In Parliament he steadfastly stood up against the lawlessness and thuggery of Zanu PF. His fluent knowledge of Shona made him a formidable debater and to say that he was hated and feared is not to put it too strongly. In a speech to the House the Minister of Justice said that Roy was a "thief" and that his forefathers had robbed the community. Faced with this slander and coming after the years of harassment and violence directed against him and his family and his community at large, Roy’s restraint broke, he leapt over the seat in front of him and strode over to the Minister and pushed him - knocking him down in the process. Another Zanu Minister (Mutasa) a nasty bit of work, came up behind Roy and kicked him - Roy turned and knocked him down and then left the building.
Now a committee of Parliament has sat and sent Roy to Prison for 15 months with hard labor. It means he will loose his seat in the House and his right to run as a candidate next year if the MDC fights the election. It leaves his wife and two children without a breadwinner and alone in a hostile environment for the next year at least.
If this had been an ordinary case of violence heard by a Magistrate, Roy could not have been given a fine of more than Z$8000 (US$1.00). This, like the treason charges against Morgan Tsvangirai, are purely political acts designed to hinder the MDC’s ability to fight the next election.

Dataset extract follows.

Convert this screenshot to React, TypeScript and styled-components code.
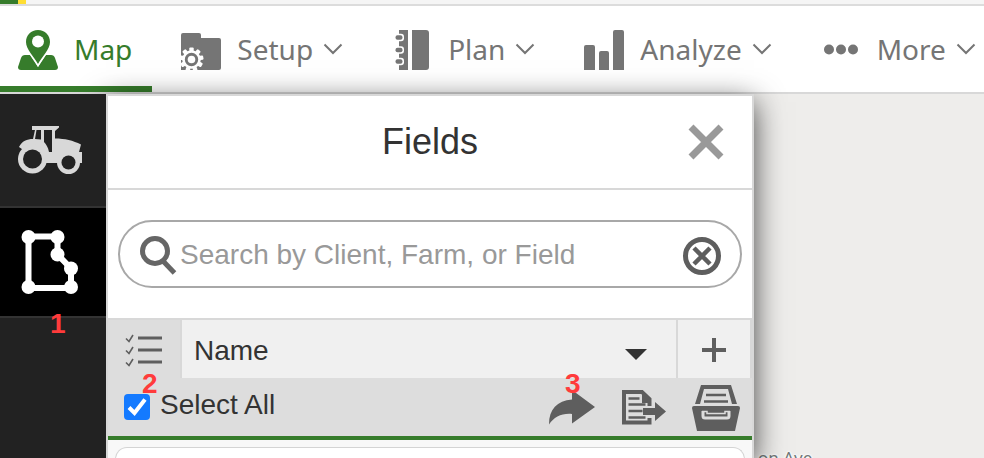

There is no justice in this act and there are no valid grounds for this decision.
This is just another sign that Zanu PF has run out of ideas and is desperate and feels pressed against the wall politically. The incident with COSATU also points in this direction. In Prison Roy will be regarded as a hero – which he is and when we eventually win this struggle, you can be sure the prisons will be packed with those who have flaunted the law in defense of their own crimes. People who look at this incident should not lose sight of the fact that there have been over 400 political murders in this country since the war on Roy began - not one has been prosecuted and none of these culprits have been brought to book.